What is needed: Leave out the pictures and repeat the data exactly.

BEGIN Given information

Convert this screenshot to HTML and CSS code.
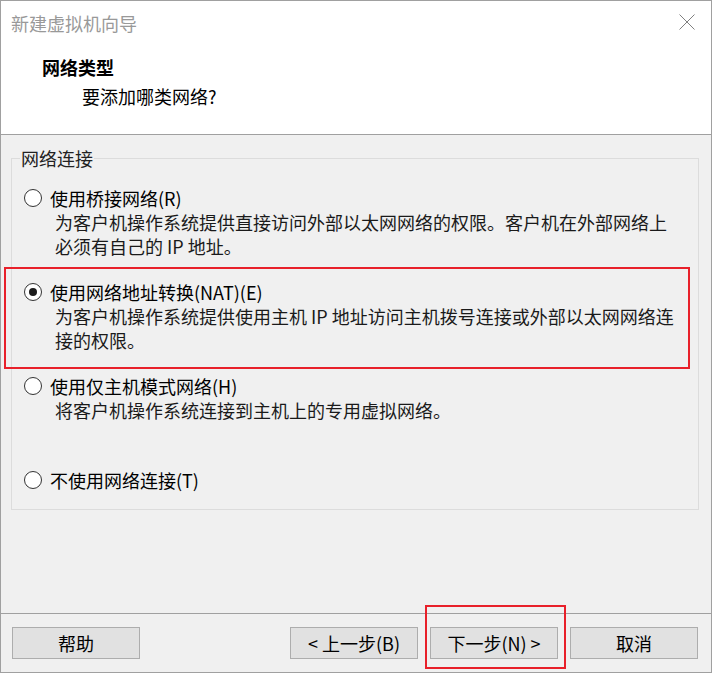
FILE: index.html
```html
<!DOCTYPE html>
<html lang="zh-CN">
<head>
<meta charset="utf-8">
<title>新建虚拟机向导</title>
<link rel="stylesheet" href="styles.css">
</head>
<body>
<div class="window">
  <div class="header">
    <div class="titlebar">
      <span class="title">新建虚拟机向导</span>
      <svg class="close" width="16" height="16" viewBox="0 0 16 16"><path d="M0.5 0.5 L15.5 15.5 M15.5 0.5 L0.5 15.5" stroke="#808080" stroke-width="1" fill="none"/></svg>
    </div>
    <div class="head-title">网络类型</div>
    <div class="head-sub">要添加哪类网络?</div>
  </div>
  <div class="content">
    <fieldset class="group">
      <legend class="legend">网络连接</legend>
      <div class="option">
        <div class="opt-label"><span class="radio"></span>使用桥接网络(R)</div>
        <div class="desc">为客户机操作系统提供直接访问外部以太网网络的权限。客户机在外部网络上<br>必须有自己的 IP 地址。</div>
      </div>
      <div class="option">
        <div class="opt-label"><span class="radio checked"></span>使用网络地址转换(NAT)(E)</div>
        <div class="desc">为客户机操作系统提供使用主机 IP 地址访问主机拨号连接或外部以太网网络连<br>接的权限。</div>
      </div>
      <div class="option">
        <div class="opt-label"><span class="radio"></span>使用仅主机模式网络(H)</div>
        <div class="desc">将客户机操作系统连接到主机上的专用虚拟网络。</div>
      </div>
      <div class="option last">
        <div class="opt-label"><span class="radio"></span>不使用网络连接(T)</div>
      </div>
    </fieldset>
  </div>
  <div class="footer">
    <button class="btn">帮助</button>
    <div class="spacer"></div>
    <button class="btn">&lt; 上一步(B)</button>
    <button class="btn">下一步(N) &gt;</button>
    <button class="btn">取消</button>
  </div>
  <div class="mark mark-nat"></div>
  <div class="mark mark-next"></div>
</div>
</body>
</html>
```

FILE: styles.css
```css
* { box-sizing: border-box; }
html, body { margin: 0; padding: 0; background: #f0f0f0; }
body {
  font-family: "Noto Sans CJK SC", "Noto Sans", sans-serif;
  font-size: 18px;
  color: #000;
}
.window {
  position: relative;
  width: 712px;
  height: 673px;
  border: 1px solid #a0a0a0;
  display: flex;
  flex-direction: column;
  background: #f0f0f0;
}
.header {
  height: 134px;
  flex: none;
  background: #fff;
  border-bottom: 1px solid #a0a0a0;
}
.titlebar {
  height: 43px;
  display: flex;
  align-items: center;
  justify-content: space-between;
  padding: 0 16px 0 10px;
}
.title {
  color: #999;
  font-size: 18px;
  line-height: 24px;
}
.close { display: block; margin-top: -2px; }
.head-title {
  margin-top: 11px;
  padding-left: 41px;
  font-weight: bold;
  line-height: 24px;
}
.head-sub {
  margin-top: 5px;
  padding-left: 81px;
  line-height: 24px;
}
.content {
  flex: 1;
  padding: 11px 12px 0 10px;
}
.group {
  margin: 0;
  border: 1px solid #dcdcdc;
  padding: 16px 12px 17px 12px;
  min-width: 0;
}
.legend {
  margin-left: -4px;
  padding: 0 1px;
  line-height: 24px;
  color: #222;
}
.option {
  height: 94px;
  white-space: nowrap;
}
.option.last { height: 24px; }
.opt-label {
  display: flex;
  align-items: center;
  line-height: 24px;
  height: 24px;
}
.radio {
  width: 18px;
  height: 18px;
  border: 1px solid #333;
  border-radius: 50%;
  background: #fff;
  margin-right: 8px;
  flex: none;
  display: flex;
  align-items: center;
  justify-content: center;
}
.radio.checked::after {
  content: "";
  width: 8px;
  height: 8px;
  border-radius: 50%;
  background: #1a1a1a;
}
.desc {
  padding-left: 31px;
  line-height: 24px;
  color: #1a1a1a;
}
.footer {
  height: 59px;
  flex: none;
  border-top: 1px solid #a0a0a0;
  display: flex;
  align-items: flex-start;
  gap: 12px;
  padding: 13px 13px 0 11px;
}
.spacer { flex: 1; }
.btn {
  width: 128px;
  height: 32px;
  background: #e1e1e1;
  border: 1px solid #adadad;
  font-family: "Noto Sans CJK SC", "Noto Sans", sans-serif;
  font-size: 18px;
  color: #000;
  padding: 0;
  line-height: 24px;
}
.mark {
  position: absolute;
  border: 2px solid #e8202a;
  pointer-events: none;
}
.mark-nat { left: 3px; top: 266px; width: 686px; height: 102px; }
.mark-next { left: 424px; top: 604px; width: 141px; height: 64px; }
```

END Given information

Exercise result:
Convert this screenshot to HTML and CSS code.
FILE: index.html
```html
<!DOCTYPE html>
<html lang="zh-CN">
<head>
<meta charset="utf-8">
<title>新建虚拟机向导</title>
<link rel="stylesheet" href="styles.css">
</head>
<body>
<div class="window">
  <div class="header">
    <div class="titlebar">
      <span class="title">新建虚拟机向导</span>
      <svg class="close" width="16" height="16" viewBox="0 0 16 16"><path d="M0.5 0.5 L15.5 15.5 M15.5 0.5 L0.5 15.5" stroke="#808080" stroke-width="1" fill="none"/></svg>
    </div>
    <div class="head-title">网络类型</div>
    <div class="head-sub">要添加哪类网络?</div>
  </div>
  <div class="content">
    <fieldset class="group">
      <legend class="legend">网络连接</legend>
      <div class="option">
        <div class="opt-label"><span class="radio"></span>使用桥接网络(R)</div>
        <div class="desc">为客户机操作系统提供直接访问外部以太网网络的权限。客户机在外部网络上<br>必须有自己的 IP 地址。</div>
      </div>
      <div class="option">
        <div class="opt-label"><span class="radio checked"></span>使用网络地址转换(NAT)(E)</div>
        <div class="desc">为客户机操作系统提供使用主机 IP 地址访问主机拨号连接或外部以太网网络连<br>接的权限。</div>
      </div>
      <div class="option">
        <div class="opt-label"><span class="radio"></span>使用仅主机模式网络(H)</div>
        <div class="desc">将客户机操作系统连接到主机上的专用虚拟网络。</div>
      </div>
      <div class="option last">
        <div class="opt-label"><span class="radio"></span>不使用网络连接(T)</div>
      </div>
    </fieldset>
  </div>
  <div class="footer">
    <button class="btn">帮助</button>
    <div class="spacer"></div>
    <button class="btn">&lt; 上一步(B)</button>
    <button class="btn">下一步(N) &gt;</button>
    <button class="btn">取消</button>
  </div>
  <div class="mark mark-nat"></div>
  <div class="mark mark-next"></div>
</div>
</body>
</html>
```

FILE: styles.css
```css
* { box-sizing: border-box; }
html, body { margin: 0; padding: 0; background: #f0f0f0; }
body {
  font-family: "Noto Sans CJK SC", "Noto Sans", sans-serif;
  font-size: 18px;
  color: #000;
}
.window {
  position: relative;
  width: 712px;
  height: 673px;
  border: 1px solid #a0a0a0;
  display: flex;
  flex-direction: column;
  background: #f0f0f0;
}
.header {
  height: 134px;
  flex: none;
  background: #fff;
  border-bottom: 1px solid #a0a0a0;
}
.titlebar {
  height: 43px;
  display: flex;
  align-items: center;
  justify-content: space-between;
  padding: 0 16px 0 10px;
}
.title {
  color: #999;
  font-size: 18px;
  line-height: 24px;
}
.close { display: block; margin-top: -2px; }
.head-title {
  margin-top: 11px;
  padding-left: 41px;
  font-weight: bold;
  line-height: 24px;
}
.head-sub {
  margin-top: 5px;
  padding-left: 81px;
  line-height: 24px;
}
.content {
  flex: 1;
  padding: 11px 12px 0 10px;
}
.group {
  margin: 0;
  border: 1px solid #dcdcdc;
  padding: 16px 12px 17px 12px;
  min-width: 0;
}
.legend {
  margin-left: -4px;
  padding: 0 1px;
  line-height: 24px;
  color: #222;
}
.option {
  height: 94px;
  white-space: nowrap;
}
.option.last { height: 24px; }
.opt-label {
  display: flex;
  align-items: center;
  line-height: 24px;
  height: 24px;
}
.radio {
  width: 18px;
  height: 18px;
  border: 1px solid #333;
  border-radius: 50%;
  background: #fff;
  margin-right: 8px;
  flex: none;
  display: flex;
  align-items: center;
  justify-content: center;
}
.radio.checked::after {
  content: "";
  width: 8px;
  height: 8px;
  border-radius: 50%;
  background: #1a1a1a;
}
.desc {
  padding-left: 31px;
  line-height: 24px;
  color: #1a1a1a;
}
.footer {
  height: 59px;
  flex: none;
  border-top: 1px solid #a0a0a0;
  display: flex;
  align-items: flex-start;
  gap: 12px;
  padding: 13px 13px 0 11px;
}
.spacer { flex: 1; }
.btn {
  width: 128px;
  height: 32px;
  background: #e1e1e1;
  border: 1px solid #adadad;
  font-family: "Noto Sans CJK SC", "Noto Sans", sans-serif;
  font-size: 18px;
  color: #000;
  padding: 0;
  line-height: 24px;
}
.mark {
  position: absolute;
  border: 2px solid #e8202a;
  pointer-events: none;
}
.mark-nat { left: 3px; top: 266px; width: 686px; height: 102px; }
.mark-next { left: 424px; top: 604px; width: 141px; height: 64px; }
```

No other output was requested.